BASTIANINI IS STILL TOO GOOD TO FAIL
Matt Beer
“What bothers me is what happened after the Sepang win. That was a huge breakthrough but it quickly just looked anomalous.
“Yet I’m still a Bastianini believer. I still think over the balance of his career he’s looked significantly better than he did in 2023.
“Sometimes riders just do not gel with a bike or situation. This will be a new Ducati but will it be different enough? Is he in the right headspace to solve his problems given the first season of what should have been his biggest career opportunity was essentially a write-off?
“I am nowhere near as confident about Bastianini as I was going into 2023, when I expected him to be Bagnaia’s main title rival, and I think it would just take one poor race weekend or test to make this relationship look doomed.
“But there’s still a part of me that thinks Bastianini is ultimately good enough to take on Bagnaia and give Ducati a real intra-team headache to manage.

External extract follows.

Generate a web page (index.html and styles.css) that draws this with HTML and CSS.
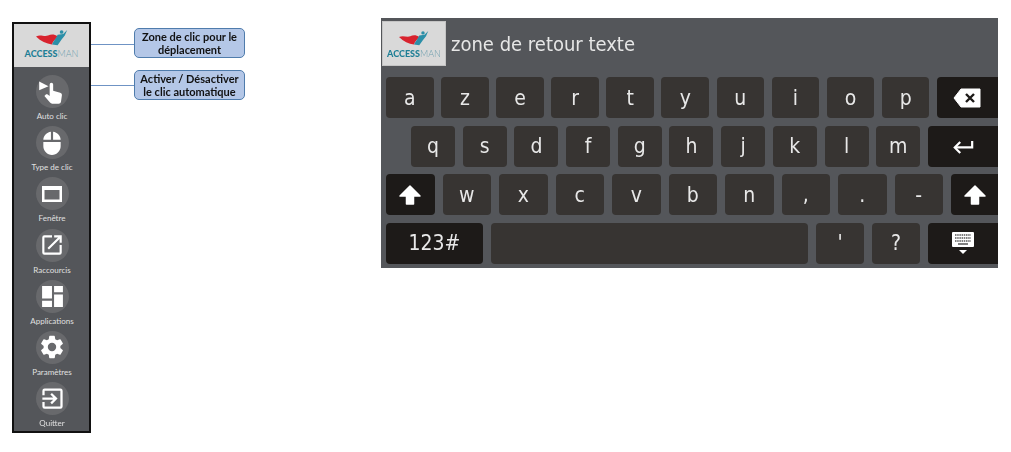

“OK, he had a well-sorted bike in 2022 but he kept winning races brilliantly right to the end of the season and had a very strong section of 2021 as well when still a rookie and riding for Avintia.
“He has looked great throughout his career until he got on that factory Ducati, and then he kept getting injured.
“I still think there’s a greater chance of him rebounding and winning five races in 2024 than there is of him looking rubbish.”